Monday, May 12, 2014
Video Review: Pegasus flies with TRIZ wings.
Regular readers
of this blog are familiar with Olga and Nikolay Bogatyrev, since they are frequent popular speakers at
the conferences that we review. I was
delighted when I saw a recent note that they have produced a video series
called Pegasus, and asked them to
let me review it for our readers.
Details: To order see http://www.triz.technology/index.html 7 topics on 2 DVDs, in either PAL or NTSC
format, each about an hour and a half, price £175
includes the 2 DVDs and Contradiction Matrix and supporting material.
A review is a
somewhat old-fashioned “technology” for deciding whether to buy a new book or
to view a new performance, since you can now preview the actual material
yourselves. To see a preview of the discussion
of innovation go to http://www.youtube.com/watch?v=z-gBnBfGVZk and for a preview of problem definition see http://www.youtube.com/watch?v=yEJEawahJbg. These two episodes are typical of the
material on DVD 1, which has 6 topics.
DVD 2 is the classical TRIZ 40 principles, presented as an “alphabet”
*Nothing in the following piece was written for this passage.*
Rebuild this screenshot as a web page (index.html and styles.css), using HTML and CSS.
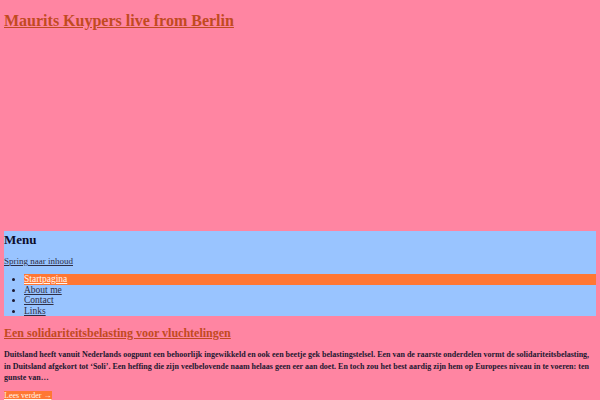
FILE: index.html
```html
<!DOCTYPE html>
<html lang="nl">
<head>
<meta charset="utf-8">
<title>Maurits Kuypers live from Berlin</title>
<link rel="stylesheet" href="styles.css">
</head>
<body>
<header class="site-header">
  <h1 class="site-title"><a href="#">Maurits Kuypers live from Berlin</a></h1>
</header>
<nav class="menu">
  <h2 class="menu-title">Menu</h2>
  <a class="skip" href="#">Spring naar inhoud</a>
  <ul class="menu-list">
    <li class="current"><a href="#">Startpagina</a></li>
    <li><a href="#">About me</a></li>
    <li><a href="#">Contact</a></li>
    <li><a href="#">Links</a></li>
  </ul>
</nav>
<article class="post">
  <h2 class="post-title"><a href="#">Een solidariteitsbelasting voor vluchtelingen</a></h2>
  <p class="excerpt">Duitsland heeft vanuit Nederlands oogpunt een behoorlijk ingewikkeld en ook een beetje gek belastingstelsel. Een van de raarste onderdelen vormt de solidariteitsbelasting, in Duitsland afgekort tot ‘Soli’. Een heffing die zijn veelbelovende naam helaas geen eer aan doet. En toch zou het best aardig zijn hem op Europees niveau in te voeren: ten gunste van…</p>
  <a class="more" href="#">Lees verder →</a>
</article>
</body>
</html>
```
FILE: styles.css
```css
html, body {
  margin: 0;
  padding: 0;
}
body {
  background: #ff85a2;
  font-family: "Liberation Serif", "Times New Roman", serif;
  color: #1c1830;
  padding: 0 4px;
  overflow: hidden;
}
.site-header {
  height: 231px;
}
.site-title {
  margin: 0;
  padding-top: 11px;
  font-size: 16px;
  font-weight: bold;
  line-height: 20px;
}
.site-title a {
  color: #c24a1f;
}
.menu {
  background: #99c4ff;
  padding: 1px 0 0;
}
.menu-title {
  margin: 0;
  font-size: 13px;
  line-height: 16px;
  color: #0c0c2a;
}
.skip {
  display: block;
  margin-top: 7px;
  font-size: 9px;
  line-height: 12px;
  color: #2e2e46;
}
.menu-list {
  margin: 7px 0 0;
  padding-left: 20px;
  font-size: 9.5px;
  line-height: 10.5px;
}
.menu-list a {
  color: #2e2e46;
}
.menu-list li.current {
  background: #ff7733;
}
.menu-list li.current a {
  color: #fff6ee;
}
.post-title {
  margin: 9px 0 0;
  font-size: 12px;
  line-height: 16px;
}
.post-title a {
  color: #c24a1f;
}
.excerpt {
  margin: 8px 0 0;
  font-size: 8px;
  line-height: 11.5px;
  font-weight: bold;
}
.more {
  display: inline-block;
  margin-top: 7px;
  background: #ff7733;
  color: #fff6ee;
  font-size: 8px;
  line-height: 10px;
}
```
from which you create the “words” of the innovation needed to resolve a
particular problem. This is a very
useful way of presenting 40 principles, and other TRIZ teachers will be interested
in the examples (mostly classical device-oriented examples) and the format of
presentation.
The topics are presented as “films”
not as “lessons” –the goal of the Pegasus project is to give the viewer some TRIZ-based
experience and familiarity and vocabulary, so that the viewer can decide how to
proceed with learning TRIZ, via courses or books or on-line learning.
The 6 topics on
DVD 1 are
1: Inventive Mind
2: Core of a Challenge
3: Ideal Final Result
4: Context
5: Resources
6: Contradictions and Resolutions
All of the topics are accessible to TRIZ
beginners, but I think that experienced TRIZ practioners and TRIZ teachers will
be a significant audience for the Pegasus videos. Section 5 on resources features a way of
classifying and organizing the resources that are available in the problem and
surrounding the problem that makes it very easy to identify how to use each
resource to solve the problem or to improve the ideality of the system. Olga’s demonstration of the evolution of
coffee cups as an example of the use of voids was both charming and thought-provoking.
Pegasus
has a wide variety of presentation methods—video on the grounds and in
the laboratories at the University of Bath in the UK, animation, brief
lectures, and table-top demonstrations—and a variety of voices of narrators,
with short lectures by Olga and Nikolay.
The entire production is very professional, although the British
spellings and pronunciations will take a bit of getting used to for US
viewers.
I recommend Pegasus to my readers and
colleagues who are looking for new ideas about how to teach TRIZ. Many of you will find creative ways to
incorporate Pegasus into your programs—think of the experience of reading a new
TRIZ book and suddenly finding that you understand some topic in a whole new
way! We should be grateful to Olga and Nikolay
Bogatyrev for doing the work to create these films and provide such stimulation
to the TRIZ teaching and TRIZ practioner communities.